The meeting’s agenda also includes IPCC program and budget and an early consideration of the AR7 Synthesis Report-the final installment of the Seventh Assessment Report to be finalized by late 2029. No decision about the Synthesis Report is expected at this point.
On behalf of the People’s Republic of China hosting this Plenary, the country’s Special Envoy for Climate Change Liu Zhenmin, and Chen Zhenlin, Administrator of the China Meteorological Administration, welcomed delegates and observer organisations at an opening ceremony at InterContinental Hangzhou in the Zhejiang province.
In addition to the IPCC Chair, more than 400 delegates were also addressed by Ko Barrett the Deputy Secretary General of the World Meteorological Organization. The ceremony also included screening of video messages from Inger Andersen, the Executive Director of the United Nations Environment Programme, and Simon Stiell the Executive Secretary of the United Nations Framework Convention on Climate Change.

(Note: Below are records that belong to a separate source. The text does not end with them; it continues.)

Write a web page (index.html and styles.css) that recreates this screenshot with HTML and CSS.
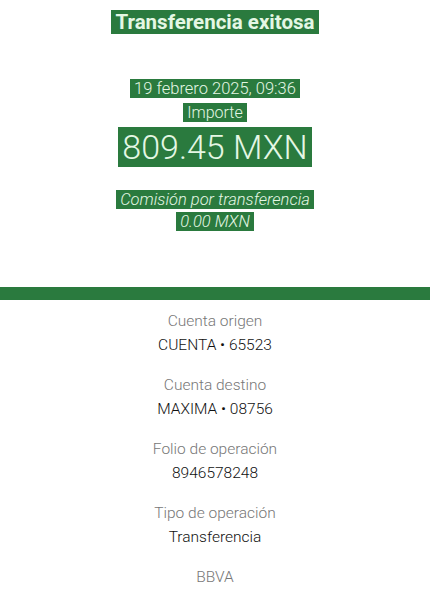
FILE: index.html
```html
<!DOCTYPE html>
<html lang="es">
<head>
    <meta charset="UTF-8">
    <meta name="viewport" content="width=device-width, initial-scale=1.0">
    <title>Transferencia exitosa</title>
    <link rel="stylesheet" href="styles.css">
</head>
<body>

    <header class="summary">
        <h1><span class="mark">Transferencia exitosa</span></h1>

        <p class="date"><span class="mark">19 febrero 2025, 09:36</span></p>
        <p class="label"><span class="mark">Importe</span></p>
        <p class="amount"><span class="mark">809.45 MXN</span></p>

        <p class="fee"><span class="mark">Comisión por transferencia</span></p>
        <p class="fee"><span class="mark">0.00 MXN</span></p>
    </header>

    <div class="bar"></div>

    <section class="details">
        <div class="item">
            <span class="item-label">Cuenta origen</span>
            <span class="item-value">CUENTA • 65523</span>
        </div>
        <div class="item">
            <span class="item-label">Cuenta destino</span>
            <span class="item-value">MAXIMA • 08756</span>
        </div>
        <div class="item">
            <span class="item-label">Folio de operación</span>
            <span class="item-value">8946578248</span>
        </div>
        <div class="item">
            <span class="item-label">Tipo de operación</span>
            <span class="item-value">Transferencia</span>
        </div>
        <div class="item">
            <span class="item-label">BBVA</span>
        </div>
    </section>

</body>
</html>
```

FILE: styles.css
```css
body {
    font-family: Roboto, 'Liberation Sans', sans-serif;
    margin: 0;
    background: #fff;
    color: #222;
    text-align: center;
}

p, h1 {
    margin: 0;
}

.mark {
    background-color: #2a7a3e;
    color: #e4f7e4;
    padding: 0 4px;
}

.summary {
    padding-top: 10px;
    height: 278px;
    box-sizing: border-box;
}

h1 {
    font-size: 20.5px;
    font-weight: 700;
    line-height: 24px;
}

.date {
    margin-top: 43px;
    font-size: 16.5px;
    font-weight: 300;
    line-height: 24px;
}

.label {
    font-size: 16px;
    font-weight: 300;
    line-height: 24px;
}

.amount {
    font-size: 34px;
    font-weight: 300;
    line-height: 40px;
    margin-top: 2px;
}

.fee {
    font-size: 16.5px;
    font-weight: 300;
    font-style: italic;
    line-height: 22px;
}

.amount + .fee {
    margin-top: 22px;
}

.bar {
    height: 13px;
    background-color: #2a7a3e;
    margin-top: 9px;
}

.details {
    display: flex;
    flex-direction: column;
    gap: 20px;
    padding-top: 11px;
}

.item {
    display: flex;
    flex-direction: column;
    gap: 4px;
    font-size: 15.5px;
    line-height: 20px;
}

.item-label {
    color: #777;
    font-weight: 300;
}

.item-value {
    color: #111;
    font-weight: 300;
}
```
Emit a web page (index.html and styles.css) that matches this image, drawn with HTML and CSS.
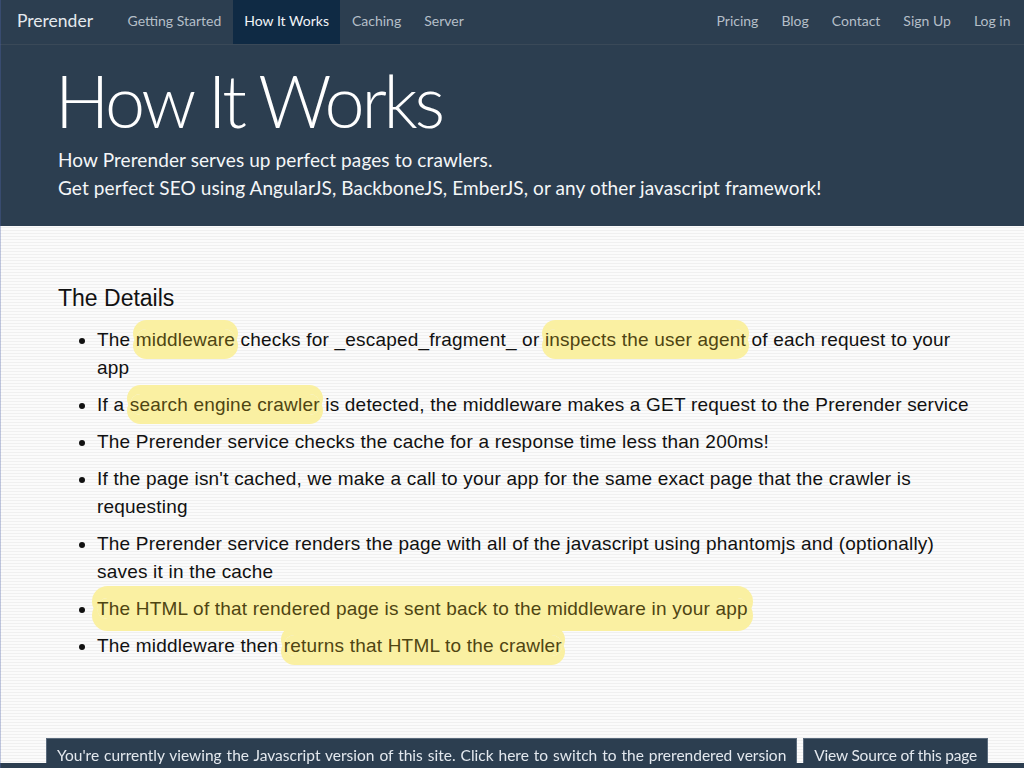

The Intergovernmental Panel on Climate Change (IPCC) is the UN body for assessing the science related to climate change. It was established by the United Nations Environment Programme (UNEP) and the World Meteorological Organization (WMO) in 1988 to provide political leaders with periodic scientific assessments concerning climate change, its implications and risks, as well as to put forward adaptation and mitigation strategies. In the same year the UN General Assembly endorsed the action by the WMO and UNEP in jointly establishing the IPCC. It has 195 member states.
Thousands of people from all over the world contribute to the work of the IPCC. For the assessment reports, scientists and experts volunteer their time as IPCC authors to assess the thousands of scientific papers published each year to provide a comprehensive summary of what is known about the drivers of climate change, its impacts and future risks, and how adaptation and mitigation can reduce those risks.
The IPCC has three working groups: Working Group I, dealing with the physical science basis of climate change; Working Group II, dealing with impacts, adaptation and vulnerability; and Working Group III, dealing with the mitigation of climate change. It also has a Task Force on National Greenhouse Gas Inventories that develops methodologies for measuring emissions and removals.
IPCC assessments provide governments, at all levels, with scientific information that they can use to develop climate policies. IPCC assessments are a key input into the international negotiations to tackle climate change. IPCC reports are drafted and reviewed in several stages, thus guaranteeing objectivity and transparency.